Hirschberg's first brush with journalistic notoriety came in 1992, with her persona-defining profile of Courtney Love in Vanity Fair. This has prompted M.I.A. boosters to cast the NYT piece as character assassination (slight return), though I'd say Hirschberg specializes in selling her subjects surplus rope. Much has been made of silly ephemera - who bought the truffle fries?! - but possibly dumber than M.I.A.'s own shallow shibboleths is her fans' renewed insistence that we take her seriously as a political artist by, er, not taking seriously her political statements. It's apparently enough that she merely exists as a marble-mouthed fashionista raising her fist, outside the realm of the usual sledgehammer-subtle suspects of "political" art: punkish anarconservatives (Rage), crunchy socialiberatrians (Ani), and earth-mother superfreaks (Badu).

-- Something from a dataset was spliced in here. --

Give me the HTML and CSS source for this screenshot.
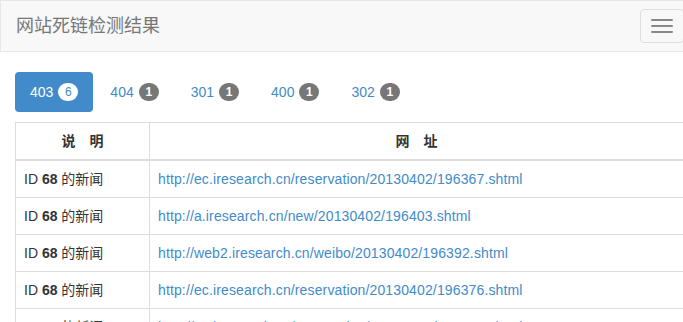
FILE: index.html
```html
<!DOCTYPE html>
<html lang="zh-CN">
<head>
<meta charset="utf-8">
<title>网站死链检测结果</title>
<link rel="stylesheet" href="styles.css">
</head>
<body>
<div class="page">
  <nav class="navbar">
    <span class="brand">网站死链检测结果</span>
    <button class="toggle" type="button" aria-label="menu">
      <span class="bar"></span><span class="bar"></span><span class="bar"></span>
    </button>
  </nav>
  <div class="container">
    <ul class="pills">
      <li class="pill active"><a href="#">403<span class="badge">6</span></a></li>
      <li class="pill"><a href="#">404<span class="badge">1</span></a></li>
      <li class="pill"><a href="#">301<span class="badge">1</span></a></li>
      <li class="pill"><a href="#">400<span class="badge">1</span></a></li>
      <li class="pill"><a href="#">302<span class="badge">1</span></a></li>
    </ul>
    <table class="result">
      <thead>
        <tr><th class="col-desc">说　明</th><th>网　址</th></tr>
      </thead>
      <tbody>
        <tr><td>ID <b>68</b> 的新闻</td><td><a href="#">http://ec.iresearch.cn/reservation/20130402/196367.shtml</a></td></tr>
        <tr><td>ID <b>68</b> 的新闻</td><td><a href="#">http://a.iresearch.cn/new/20130402/196403.shtml</a></td></tr>
        <tr><td>ID <b>68</b> 的新闻</td><td><a href="#">http://web2.iresearch.cn/weibo/20130402/196392.shtml</a></td></tr>
        <tr><td>ID <b>68</b> 的新闻</td><td><a href="#">http://ec.iresearch.cn/reservation/20130402/196376.shtml</a></td></tr>
        <tr><td>ID <b>68</b> 的新闻</td><td><a href="#">http://ec.iresearch.cn/reservation/20130402/196380.shtml</a></td></tr>
        <tr><td>ID <b>68</b> 的新闻</td><td><a href="#">http://a.iresearch.cn/new/20130402/196401.shtml</a></td></tr>
      </tbody>
    </table>
  </div>
</div>
</body>
</html>
```
FILE: styles.css
```css
html, body {
  margin: 0;
  padding: 0;
  overflow: hidden;
  background: #fff;
}
body {
  font-family: "Liberation Sans", "Noto Sans CJK SC", Arial, sans-serif;
  font-size: 14px;
  line-height: 20px;
  color: #333;
}
.page {
  width: 699px;
}
.navbar {
  display: flex;
  align-items: center;
  justify-content: space-between;
  height: 50px;
  background: #f8f8f8;
  border: 1px solid #e7e7e7;
  padding: 0 14px 0 15px;
}
.brand {
  font-size: 18px;
  line-height: 20px;
  color: #777;
}
.toggle {
  display: flex;
  flex-direction: column;
  gap: 4px;
  width: 44px;
  height: 34px;
  padding: 9px 10px;
  box-sizing: border-box;
  background: transparent;
  border: 1px solid #ddd;
  border-radius: 4px;
  justify-content: center;
}
.toggle .bar {
  display: block;
  width: 22px;
  height: 2px;
  border-radius: 1px;
  background: #888;
}
.container {
  padding: 0 15px;
}
.pills {
  list-style: none;
  margin: 20px 0 10px;
  padding: 0;
  display: flex;
  gap: 2px;
}
.pill a {
  display: block;
  padding: 10px 15px;
  border-radius: 4px;
  color: #428bca;
  text-decoration: none;
}
.pill.active a {
  background: #428bca;
  color: #fff;
}
.badge {
  display: inline-block;
  min-width: 10px;
  margin-left: 5px;
  padding: 3px 5px;
  font-size: 12px;
  font-weight: bold;
  line-height: 1;
  color: #fff;
  text-align: center;
  vertical-align: baseline;
  position: relative;
  top: -1px;
  background: #777;
  border-radius: 10px;
}
.pill.active .badge {
  background: #fff;
  color: #428bca;
  font-weight: normal;
}
.result {
  width: 100%;
  border-collapse: collapse;
  border: 1px solid #ddd;
}
.result th, .result td {
  padding: 8px;
  border: 1px solid #ddd;
  line-height: 20px;
  text-align: left;
  white-space: nowrap;
}
.result th {
  text-align: center;
  font-weight: bold;
  border-bottom-width: 2px;
}
.result .col-desc {
  width: 117px;
}
.result td a {
  color: #428bca;
  text-decoration: none;
  letter-spacing: 0.13px;
}
```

Among the more eloquent defenses of M.I.A. is Mike Barthel's elaboration on her role as "globalism's enfant terrible", but even he falls back on the old canard: "The provocation was itself the point." I'd accept such an excuse when the provocation is transgression of form or process, but with regards to content, shit-talking for the sake of talking shit is doomed to one of several failures:
- The provocation fails to provoke. Congrats, you're boring.
- The provocation succeeds, at the expense of banalising the provocative.
- The provocation succeeds to the point of returning the threat to the provocateur, who stands by the ever-present escape hatch of "not meaning it."
Content cannot eschew politics or meaning; it cannot substitute for itself vacuous beauty. Content without conviction is cowardice, and let's not be so obtuse as to confuse "conviction" with "literal advocacy of". Writing a song about Josef Mengele does not necessarily constitute an endorsement, but there is no way for it to be winkingly void of intent or ideology. Even Genesis motherfuckin' P-Orridge criticized Whitehouse for their commentary-free employ of "extreme"/taboo content. Meanwhile, the only subject for which M.I.A. has consistently stood up is her own ego.
So her politics are pure shin-kicking, the content is symbolically unstable, but evidently we're not meant to "take the statements of someone who has worn pants that light up at face value." This bequeaths M.I.A. the sole purpose of channeling subjectivity. She is a purely aesthetic identity, Barthel argues:
MIA seems interesting to me not so much as a conveyor of rigorously conceived political treatises and moral clarity, but as the vessel for a particular viewpoint that’s largely absent from US culture. ...MIA’s great gift is for aesthetics, and while we’re accustomed to thinking of that as meaningless superficiality, probably the primary reason Americans don’t care about global culture is because its aesthetics are so, well, foreign to us.After 25 years of Live Aid, enviro-globalism, My Beautiful Laundrette, Youssou N'dour guest spots, and the Sublime Frequencies label, I seriously doubt that many (non-xenophobic) Westerners are unfamiliar with the aesthetics of the third world. What they're unfamiliar with is the political subjectivity of the third world: the poverty, the disease, the instability, the fear. These are affects of which most Americans & Western Europeans have no genuine experience. Even if M.I.A. were more interested in performing as the third-world political subject than goofing on American gangsta-ism, reconstructing such a subject in the first-world would be impossible. She instead prefers some kind of horrid first-generation immigrant buffoonery.
What I particularly enjoy about Barthel's argument, though, is that it comes from a fellow who, just two months ago, wrote the following:
...it’s possible that, in becoming cynical about art’s ability to comment on the wider world, we find ourselves in a situation where the self—identity—is the only source of truth. And as such, those artistic creations considered valuable by any particular individual are the ones that impress that individual—that “speak to me,” as the saying goes. Thus, we find an emphasis on aesthetics and referentiality. ...With culture, you have the totality there before you to examine, and the meaning is constructed rather than manifest. ...Art becomes valued not for its discursive possibilities, but purely for its expressive features.Well, then... projection of meaning, an insistence upon referring to instead of being referent, and the solipsistic dead-end of identity politics. Yeah, I'm going to agree with Barthel-circa-March on this one.